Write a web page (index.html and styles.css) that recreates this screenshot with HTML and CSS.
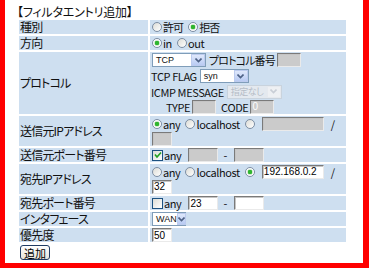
FILE: index.html
```html
<!DOCTYPE html>
<html lang="ja">
<head>
<meta charset="UTF-8">
<title>フィルタエントリ追加</title>
<link rel="stylesheet" href="styles.css">
</head>
<body>
<div class="frame">
  <div class="title">【フィルタエントリ追加】</div>
  <table class="form">
    <tr>
      <td class="lbl">種別</td>
      <td class="val">
        <div class="line">
          <span class="opt"><span class="radio"></span><span class="ja">許可</span></span>
          <span class="opt"><span class="radio on"></span><span class="ja">拒否</span></span>
        </div>
      </td>
    </tr>
    <tr>
      <td class="lbl">方向</td>
      <td class="val">
        <div class="line">
          <span class="opt"><span class="radio on"></span>in</span>
          <span class="opt"><span class="radio"></span>out</span>
        </div>
      </td>
    </tr>
    <!-- protocol block: 4 lines -->
    <tr class="proto">
      <td class="lbl">プロトコル</td>
      <td class="val">
        <div class="line">
          <span class="select w-tcp"><span class="sel-text">TCP</span><span class="arrow"><svg width="7" height="5" viewBox="0 0 7 5"><path d="M0.5 0.5 L3.5 3.5 L6.5 0.5" fill="none" stroke="#4d6185" stroke-width="1.6"/></svg></span></span>
          <span class="txt ja">プロトコル番号</span>
          <input class="box w-s off" type="text" disabled>
        </div>
        <div class="line">
          <span class="txt">TCP FLAG</span>
          <span class="select w-syn"><span class="sel-text">syn</span><span class="arrow"><svg width="7" height="5" viewBox="0 0 7 5"><path d="M0.5 0.5 L3.5 3.5 L6.5 0.5" fill="none" stroke="#4d6185" stroke-width="1.6"/></svg></span></span>
        </div>
        <div class="line">
          <span class="txt">ICMP MESSAGE</span>
          <span class="select w-icmp dis"><span class="sel-text">指定なし</span><span class="arrow"><svg width="7" height="5" viewBox="0 0 7 5"><path d="M0.5 0.5 L3.5 3.5 L6.5 0.5" fill="none" stroke="#c9ced6" stroke-width="1.6"/></svg></span></span>
        </div>
        <div class="line indent">
          <span class="txt">TYPE</span>
          <input class="box w-s off" type="text" disabled>
          <span class="txt sp">CODE</span>
          <input class="box w-s off" type="text" value="0" disabled>
        </div>
      </td>
    </tr>
    <tr class="ip">
      <td class="lbl">送信元IPアドレス</td>
      <td class="val">
        <div class="line">
          <span class="opt"><span class="radio on"></span>any</span>
          <span class="opt"><span class="radio"></span>localhost</span>
          <span class="opt"><span class="radio"></span></span>
          <input class="box w-ip off" type="text" disabled>
          <span class="slash">/</span>
        </div>
        <div class="line">
          <input class="box w-m off" type="text" disabled>
        </div>
      </td>
    </tr>
    <tr>
      <td class="lbl">送信元ポート番号</td>
      <td class="val">
        <div class="line">
          <span class="opt"><span class="check on"><svg width="8" height="8" viewBox="0 0 8 8"><path d="M1 3.5 L3 6 L7 1.5" fill="none" stroke="#21a121" stroke-width="1.6"/></svg></span>any</span>
          <input class="box w-port off" type="text" disabled>
          <span class="dash">-</span>
          <input class="box w-port off" type="text" disabled>
        </div>
      </td>
    </tr>
    <tr class="ip">
      <td class="lbl">宛先IPアドレス</td>
      <td class="val">
        <div class="line">
          <span class="opt"><span class="radio"></span>any</span>
          <span class="opt"><span class="radio"></span>localhost</span>
          <span class="opt"><span class="radio on"></span></span>
          <input class="box w-ip" type="text" value="192.168.0.2">
          <span class="slash">/</span>
        </div>
        <div class="line">
          <input class="box w-m" type="text" value="32">
        </div>
      </td>
    </tr>
    <tr>
      <td class="lbl">宛先ポート番号</td>
      <td class="val">
        <div class="line">
          <span class="opt"><span class="check"></span>any</span>
          <input class="box w-port" type="text" value="23">
          <span class="dash">-</span>
          <input class="box w-port" type="text">
        </div>
      </td>
    </tr>
    <tr>
      <td class="lbl">インタフェース</td>
      <td class="val">
        <div class="line">
          <span class="select w-wan"><span class="sel-text">WAN</span><span class="arrow"><svg width="7" height="5" viewBox="0 0 7 5"><path d="M0.5 0.5 L3.5 3.5 L6.5 0.5" fill="none" stroke="#4d6185" stroke-width="1.6"/></svg></span></span>
        </div>
      </td>
    </tr>
    <tr>
      <td class="lbl">優先度</td>
      <td class="val">
        <div class="line">
          <input class="box w-m" type="text" value="50">
        </div>
      </td>
    </tr>
  </table>
  <button class="btn" type="button">追加</button>
</div>
</body>
</html>
```

FILE: styles.css
```css
/* page */
body {
    margin: 0;
    background-color: #fff;
    color: #111;
    font-family: "Noto Sans CJK JP", sans-serif;
    font-size: 12px;
    font-feature-settings: "palt";
    letter-spacing: -0.4px;
}
/* red frame, top edge is scrolled out of view */
.frame {
    box-sizing: border-box;
    height: 268px;
    border: 5px solid #ff0000;
    border-top: 0;
    border-right-width: 6px;
    padding: 5px 0 0 12px;
}
.title {
    line-height: 13px;
    height: 13px;
    letter-spacing: -0.2px;
}
/* form table */
.form {
    border-collapse: separate;
    border-spacing: 2px;
    width: 331px;
}
.form td {
    background-color: #cedff0;
    padding: 0 1px;
    line-height: 14px;
    vertical-align: middle;
}
.lbl {
    width: 127px;
    font-size: 12px;
    letter-spacing: -0.8px;
}
.val {
    font-size: 11px;
}
.ja {
    letter-spacing: -0.9px;
}
.line {
    display: flex;
    align-items: center;
    height: 14px;
    white-space: nowrap;
}
.proto .line {
    height: 15px;
}
.proto .line:nth-child(-n+2) {
    height: 16px;
}
.ip .line {
    height: 15px;
}
.indent {
    padding-left: 15px;
}
.txt {
    margin-right: 2px;
}
.sp {
    margin-left: 3px;
}
/* radio / checkbox */
.opt {
    display: inline-flex;
    align-items: center;
    margin-right: 4px;
}
.radio {
    box-sizing: border-box;
    width: 10px;
    height: 10px;
    margin: 0 1px 0 1px;
    border: 1px solid #7d8ea3;
    border-radius: 50%;
    background: linear-gradient(135deg, #dcdcd6, #fff);
}
.radio.on {
    background: radial-gradient(circle, #2fb52f 0 2px, #cfe8cf 2.5px, #fff 3.5px);
}
.check {
    box-sizing: border-box;
    display: inline-flex;
    align-items: center;
    justify-content: center;
    width: 11px;
    height: 11px;
    margin: 0 1px;
    border: 1px solid #1c5180;
    background: linear-gradient(135deg, #dcdcd6, #fff);
}
/* text boxes */
.box {
    box-sizing: border-box;
    height: 14px;
    margin: 0 2px 0 0;
    padding: 0 1px;
    border: 1px solid;
    border-color: #7a7a7a #eaeaea #eaeaea #7a7a7a;
    box-shadow: inset 1px 1px 0 #c4c4c4;
    background-color: #fff;
    color: #000;
    font-family: "Liberation Sans", sans-serif;
    font-size: 10px;
    line-height: 12px;
    letter-spacing: 0;
}
.box.off {
    background-color: #cbcbcb;
    color: #fff;
}
.w-s { width: 24px; }
.w-m { width: 20px; margin-left: 1px; }
.w-ip { width: 62px; margin-left: 2px; }
.w-port { width: 30px; margin-left: 3px; }
.slash {
    margin-left: 5px;
}
.dash {
    margin: 0 4px 0 3px;
}
/* drop-down look */
.select {
    box-sizing: border-box;
    display: inline-flex;
    height: 14px;
    margin: 0 3px 0 1px;
    border: 1px solid #7f9db9;
    background-color: #fff;
    font-family: "Liberation Sans", sans-serif;
    font-size: 9px;
    letter-spacing: 0;
}
.sel-text {
    flex: 1;
    padding-left: 3px;
    line-height: 12px;
}
.arrow {
    display: flex;
    align-items: center;
    justify-content: center;
    width: 12px;
    border: 1px solid #bccbee;
    background: linear-gradient(#dfe8fb, #b9cbf3);
}
.w-tcp { width: 54px; }
.w-syn { width: 49px; margin-left: 1px; }
.w-icmp { width: 55px; margin-left: 1px; }
.w-wan { width: 34px; }
.select.dis {
    border-color: #c9d3dd;
    background-color: #e4e9ef;
    color: #b5bcc6;
    font-family: "Noto Sans CJK JP", sans-serif;
    letter-spacing: -0.5px;
}
.select.dis .arrow {
    border-color: #e6e9ee;
    background: #eef0f3;
}
/* submit button */
.btn {
    display: block;
    height: 15px;
    margin: 1px 0 0 3px;
    padding: 0 3px;
    border: 1px solid #1f3b63;
    border-radius: 3px;
    background: linear-gradient(#ffffff, #e6e4da);
    font-family: "Noto Sans CJK JP", sans-serif;
    font-size: 11px;
    line-height: 12px;
}
```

# # # # # # #

-- PROBLEM DETAILS --
Of the lines in this material, state how many hold the string "styles". Write no other words.

-- SOLUTION FOR THIS PROBLEM --
3